New Zealand's swelling population also meant that any wage increases remained muted

Rebecca Howard
Wed, 01 Feb 2017

New Zealand’s unemployment rate pushed back above 5% on the back of a continuing surge in net migration but the news is unlikely to ruffle any feathers at the central bank as the labour market remains robust.    

The unemployment rate rose to 5.2% in the three months ended December 31 from a revised 4.9% in the September quarter, Statistics New Zealand said. Economists had been expecting the unemployment rate to ease back to 4.8%.

Employment grew 0.8% in the quarter to 2.51 million, outpacing the 0.5% increase in the working-age population to 3.76 million.
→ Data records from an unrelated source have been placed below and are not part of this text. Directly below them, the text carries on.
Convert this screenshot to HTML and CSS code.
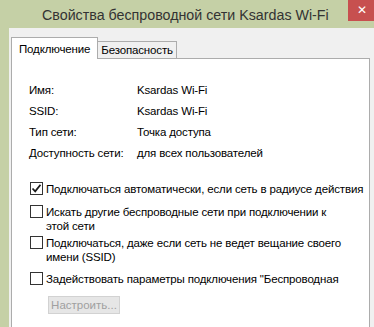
FILE: index.html
```html
<!DOCTYPE html>
<html lang="ru">
<head>
  <meta charset="UTF-8">
  <meta name="viewport" content="width=device-width, initial-scale=1.0">
  <title>Свойства беспроводной сети Ksardas Wi-Fi</title>
  <link rel="stylesheet" href="styles.css">
</head>
<body>
  <div class="window">
    <div class="titlebar">
      <span class="title">Свойства беспроводной сети Ksardas Wi-Fi</span>
      <span class="close">&#x2715;</span>
    </div>
    <div class="client">
      <div class="tabs">
        <div class="tab active">Подключение</div>
        <div class="tab">Безопасность</div>
      </div>
      <div class="panel">
        <div class="info">
          <span>Имя:</span><span>Ksardas Wi-Fi</span>
          <span>SSID:</span><span>Ksardas Wi-Fi</span>
          <span>Тип сети:</span><span>Точка доступа</span>
          <span>Доступность сети:</span><span>для всех пользователей</span>
        </div>

        <div class="check row1">
          <span class="box">
            <svg width="11" height="11" viewBox="0 0 11 11"><path d="M1.5 5.5 L4.2 8.3 L9.5 1.8" fill="none" stroke="#1a1a1a" stroke-width="1.8"/></svg>
          </span>
          <span class="label">Подключаться автоматически, если сеть в радиусе действия</span>
        </div>
        <div class="check row2">
          <span class="box"></span>
          <span class="label">Искать другие беспроводные сети при подключении к<br>этой сети</span>
        </div>
        <div class="check row3">
          <span class="box"></span>
          <span class="label">Подключаться, даже если сеть не ведет вещание своего<br>имени (SSID)</span>
        </div>
        <div class="check row4">
          <span class="box"></span>
          <span class="label">Задействовать параметры подключения "Беспроводная</span>
        </div>
        <button type="button" class="setup" disabled>Настроить...</button>
      </div>
    </div>
  </div>
</body>
</html>
```

FILE: styles.css
```css
body {
  margin: 0;
  padding: 0;
  background-color: #c5d0a6;
  font-family: "Liberation Sans", Arial, sans-serif;
  font-size: 11.5px;
  letter-spacing: -0.15px;
  color: #000;
  overflow: hidden;
}

.window {
  width: 374px;
  height: 327px;
  display: flex;
  flex-direction: column;
}

.titlebar {
  height: 28px;
  display: flex;
  align-items: flex-start;
}

.title {
  padding-left: 42px;
  padding-top: 5px;
  font-size: 14.25px;
  letter-spacing: 0;
  line-height: 20px;
  color: #333;
}

.close {
  margin-left: auto;
  width: 26px;
  height: 21px;
  background-color: #c7504f;
  color: #fff;
  font-size: 12px;
  line-height: 21px;
  text-align: center;
  padding-left: 2px;
  box-sizing: border-box;
}

.client {
  flex: 1;
  margin-left: 9px;
  background-color: #f0f0f0;
  padding: 9px 0 0 2px;
  display: flex;
  flex-direction: column;
}

.tabs {
  display: flex;
  align-items: flex-end;
}

.tab {
  height: 16px;
  line-height: 16px;
  padding: 0 3px;
  border: 1px solid #acacac;
  border-left: none;
  border-bottom: none;
  background-color: #f0f0f0;
}

.tab.active {
  height: 21px;
  line-height: 22px;
  padding: 0 7px;
  border-left: 1px solid #acacac;
  background-color: #fff;
  margin-bottom: -1px;
  position: relative;
  z-index: 1;
}

.panel {
  flex: 1;
  width: 359px;
  border: 1px solid #acacac;
  border-bottom: none;
  background-color: #fff;
  padding: 21px 0 0 17px;
  box-sizing: border-box;
}

.info {
  display: grid;
  grid-template-columns: 108px auto;
  line-height: 21px;
}

.check {
  display: flex;
  align-items: flex-start;
  gap: 3px;
  line-height: 14px;
  margin-left: 1px;
}

.row1 { margin-top: 18px; }
.row2 { margin-top: 9px; }
.row3 { margin-top: 3px; }
.row4 { margin-top: 8px; }

.box {
  width: 11px;
  height: 11px;
  border: 1px solid #333;
  background-color: #fff;
  flex-shrink: 0;
  display: flex;
  align-items: center;
  justify-content: center;
}

.label {
  white-space: nowrap;
}

.setup {
  display: block;
  margin: 10px 0 0 19px;
  width: 72px;
  height: 18px;
  padding: 0;
  font-family: "Liberation Sans", Arial, sans-serif;
  font-size: 11.5px;
  color: #a0a0a0;
  background-color: #e6e6e6;
  border: 1px solid #d2d2d2;
}
```
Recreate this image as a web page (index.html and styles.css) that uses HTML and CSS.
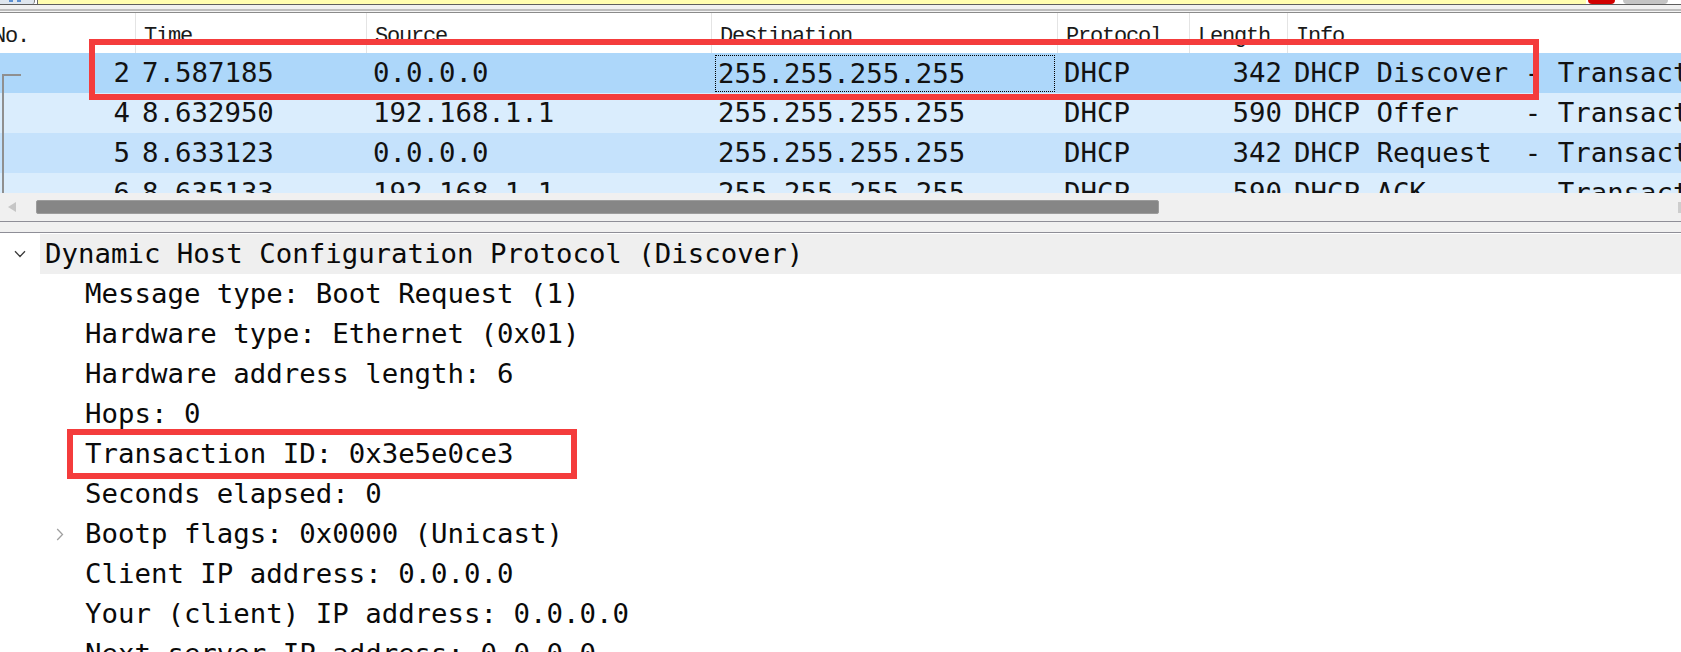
FILE: index.html
```html
<!DOCTYPE html>
<html>
<head>
<meta charset="utf-8">
<title>Wireshark DHCP</title>
<link rel="stylesheet" href="styles.css">
</head>
<body>
<div class="topbar">
  <div class="tb-btn">
    <svg width="20" height="4" viewBox="0 0 20 4"><rect x="2" y="0" width="4" height="2" fill="#5b8fd1"/><rect x="10" y="0" width="4" height="2" fill="#5b8fd1"/></svg>
  </div>
  <div class="filter"></div>
  <div class="pill pill-red"></div>
  <div class="pill pill-grey"></div>
</div>
<div class="sep"></div>

<div class="plist">
  <div class="cols phead">
    <div class="hc hc-no">No.</div>
    <div class="hc">Time</div>
    <div class="hc">Source</div>
    <div class="hc">Destination</div>
    <div class="hc">Protocol</div>
    <div class="hc">Length</div>
    <div class="hc">Info</div>
  </div>
  <div class="pbody">
    <div class="cols prow sel">
      <div class="pc num">2</div>
      <div class="pc">7.587185</div>
      <div class="pc">0.0.0.0</div>
      <div class="pc focus"><div class="focus-in">255.255.255.255</div></div>
      <div class="pc">DHCP</div>
      <div class="pc num">342</div>
      <div class="pc">DHCP Discover - Transaction ID 0x3e5e0ce3</div>
    </div>
    <div class="cols prow r-a">
      <div class="pc num">4</div>
      <div class="pc">8.632950</div>
      <div class="pc">192.168.1.1</div>
      <div class="pc">255.255.255.255</div>
      <div class="pc">DHCP</div>
      <div class="pc num">590</div>
      <div class="pc">DHCP Offer    - Transaction ID 0x3e5e0ce3</div>
    </div>
    <div class="cols prow r-b">
      <div class="pc num">5</div>
      <div class="pc">8.633123</div>
      <div class="pc">0.0.0.0</div>
      <div class="pc">255.255.255.255</div>
      <div class="pc">DHCP</div>
      <div class="pc num">342</div>
      <div class="pc">DHCP Request  - Transaction ID 0x3e5e0ce3</div>
    </div>
    <div class="cols prow r-a">
      <div class="pc num">6</div>
      <div class="pc">8.635133</div>
      <div class="pc">192.168.1.1</div>
      <div class="pc">255.255.255.255</div>
      <div class="pc">DHCP</div>
      <div class="pc num">590</div>
      <div class="pc">DHCP ACK      - Transaction ID 0x3e5e0ce3</div>
    </div>
    <div class="relline"></div>
  </div>
  <div class="redbox rb1"></div>
</div>

<div class="hscroll">
  <div class="arrow-left"></div>
  <div class="thumb"></div>
  <div class="arrow-right"></div>
</div>
<div class="splitter"></div>

<div class="tree">
  <div class="trow">
    <div class="tog"><svg width="12" height="8" viewBox="0 0 12 8"><path d="M1 1.2 L6 6.5 L11 1.2" fill="none" stroke="#3a3a3a" stroke-width="1.3"/></svg></div>
    <div class="tl tl-sel">Dynamic Host Configuration Protocol (Discover)</div>
  </div>
  <div class="trow d1"><div class="tog"></div><div class="tl">Message type: Boot Request (1)</div></div>
  <div class="trow d1"><div class="tog"></div><div class="tl">Hardware type: Ethernet (0x01)</div></div>
  <div class="trow d1"><div class="tog"></div><div class="tl">Hardware address length: 6</div></div>
  <div class="trow d1"><div class="tog"></div><div class="tl">Hops: 0</div></div>
  <div class="trow d1"><div class="tog"></div><div class="tl">Transaction ID: 0x3e5e0ce3</div></div>
  <div class="trow d1"><div class="tog"></div><div class="tl">Seconds elapsed: 0</div></div>
  <div class="trow d1">
    <div class="tog"><svg width="8" height="13" viewBox="0 0 8 13"><path d="M1.2 1 L6.5 6.5 L1.2 12" fill="none" stroke="#a0a0a0" stroke-width="1.3"/></svg></div>
    <div class="tl">Bootp flags: 0x0000 (Unicast)</div>
  </div>
  <div class="trow d1"><div class="tog"></div><div class="tl">Client IP address: 0.0.0.0</div></div>
  <div class="trow d1"><div class="tog"></div><div class="tl">Your (client) IP address: 0.0.0.0</div></div>
  <div class="trow d1"><div class="tog"></div><div class="tl">Next server IP address: 0.0.0.0</div></div>
  <div class="redbox rb2"></div>
</div>
</body>
</html>
```

FILE: styles.css
```css
* { box-sizing: border-box; }

html, body {
  margin: 0;
  height: 652px;
  overflow: hidden;
  background: #fff;
}

body {
  font-family: "DejaVu Sans Mono", "Liberation Mono", monospace;
  font-size: 27.38px;
  color: #121212;
  width: 1681px;
}

/* ---------- top strip ---------- */
.topbar {
  display: flex;
  height: 5px;
  border-bottom: 1px solid #5e5e5e;
}
.tb-btn {
  width: 35px;
  flex: none;
  background: #dfe6ee;
  border-right: 1px solid #7a7a7a;
  border-bottom-right-radius: 3px;
  display: flex;
  justify-content: center;
  overflow: hidden;
}
.filter {
  flex: 1;
  margin-left: 2px;
  background: #fffdb0;
  border-left: 1px solid #666;
}
.pill {
  flex: none;
  border-radius: 0 0 4px 4px;
}
.pill-red { width: 27px; margin-left: 2px; background: #d10000; }
.pill-grey { width: 45px; margin-left: 8px; margin-right: 13px; background: #c4c4c4; }

.sep {
  height: 8px;
  background: linear-gradient(#f0f0f0 0 4px, #bdbdbd 4px 6px, #f4f4f4 6px 7px, #8a8a8a 7px 8px);
}

/* ---------- packet list ---------- */
.plist {
  position: relative;
  overflow: hidden;
}
.cols {
  display: grid;
  grid-template-columns: 135px 231px 345px 346px 132px 98px 1fr;
}
.phead {
  height: 40px;
  background: #fff;
  font-family: "Liberation Mono", monospace;
  font-size: 22px;
  letter-spacing: -1.2px;
  line-height: 25px;
  color: #1a1a1a;
}
.hc {
  padding: 11px 0 0 8px;
  border-left: 1px solid #e4e4e4;
  white-space: pre;
  overflow: hidden;
}
.hc-no {
  border-left: none;
  padding-left: 0;
  text-indent: -7px;
}

.pbody {
  position: relative;
  height: 140px;
  overflow: hidden;
}
.prow {
  height: 40px;
  line-height: 40px;
}
.prow.sel { background: #add7fa; }
.prow.r-a { background: #daedfd; }
.prow.r-b { background: #c5e2fc; }
.pc {
  padding-left: 7px;
  white-space: pre;
  overflow: hidden;
}
.pc.num {
  padding-left: 0;
  padding-right: 5px;
  text-align: right;
}
.pc.focus {
  padding: 2px 2px 1px 4px;
}
.focus-in {
  border: 1px dotted #000;
  height: 37px;
  line-height: 35px;
  padding-left: 2px;
}
.relline {
  position: absolute;
  left: 2px;
  top: 21px;
  bottom: 0;
  width: 19px;
  border-left: 2px solid #8f8f8f;
  border-top: 2px solid #8f8f8f;
}

/* ---------- red annotations ---------- */
.redbox {
  position: absolute;
  border: 6px solid #f43c3c;
  pointer-events: none;
}
.rb1 { left: 89px; top: 26px; width: 1450px; height: 61px; }
.rb2 { left: 67px; top: 196px; width: 510px; height: 50px; }

/* ---------- horizontal scrollbar ---------- */
.hscroll {
  height: 28px;
  background: #f0f0f0;
  display: flex;
  align-items: center;
}
.arrow-left {
  width: 0;
  height: 0;
  margin-left: 8px;
  border-right: 8px solid #c6c6c6;
  border-top: 5px solid transparent;
  border-bottom: 5px solid transparent;
}
.thumb {
  width: 1123px;
  height: 14px;
  margin-left: 20px;
  background: #868686;
  border: 1px solid #9c9c9c;
  border-radius: 2px;
}
.arrow-right {
  margin-left: auto;
  width: 3px;
  height: 11px;
  background: #cdcdcd;
}

.splitter {
  height: 12px;
  background: #f0f0f0;
  border-top: 1px solid #8e8e97;
  border-bottom: 1px solid #8e8e97;
}

/* ---------- detail tree ---------- */
.tree {
  position: relative;
  height: 419px;
  overflow: hidden;
  padding-top: 1px;
  background: #fff;
  color: #0a0a0a;
}
.trow {
  display: flex;
  height: 40px;
  line-height: 40px;
}
.trow.d1 { padding-left: 40px; }
.tog {
  width: 40px;
  flex: none;
  display: flex;
  align-items: center;
  justify-content: center;
}
.tl {
  flex: 1;
  padding-left: 5px;
  white-space: pre;
  overflow: hidden;
}
.tl-sel { background: #efefef; }
```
The participation rate hit an all-time high of 70.5%, also bolstered by the record migration.

Data this week showed annual net migration hit a record high of 70,600 in December 2016, with migrant arrivals up 4% to 127,300 in the year.

“We continue to expect the Reserve Bank to hold the official cash rate at 1.75% at next week’s monetary policy statement, with the underlying data showing the labour market is still robust despite the uplift in the headline unemployment rate,” ASB Bank chief economist Nick Tuffley said.

The Reserve Bank cut the cash rate by 25 basis points to 1.75% in November and forecast rates would remain steady through 2019. Although it is widely expected to keep rates on hold next week, recent data – including news that inflation is back in the central bank’s 1-3% target band for the first time in two years – had led some market participants to predict the bank would rejig its forecasts to show earlier rate increases.

Wednesday's employment data, however, also pointed to muted wage inflation and “given the market has been pushing the idea of the official cash rate potentially being lifted later this year, today’s data should see it pause for thought,” ANZ Bank New Zealand chief economist Cameron Bagrie said.

While he noted business surveys and anecdotes suggest the labour market has continued to tighten, “until clearer evidence of stronger wage growth emerges we doubt the Reserve Bank will want to front-run a tightening cycle. Hikes still look more likely to be a 2018 story.”

Annette Beacher at TD Securities said data took some of the heat out of the New Zealand dollar as market pricing for rate hikes pulled back a bit. The New Zealand dollar recently traded at 72.94USc versus 73.38USc immediately before the figures were released.

Kiwibank chief economist Zoe Wallis said the "data emphasises that there is no rush for the Reserve Bank to lift the official cash rate and expect rates to remain on hold until 2019 – in contrast with financial market pricing which suggests a hike by November 2017."  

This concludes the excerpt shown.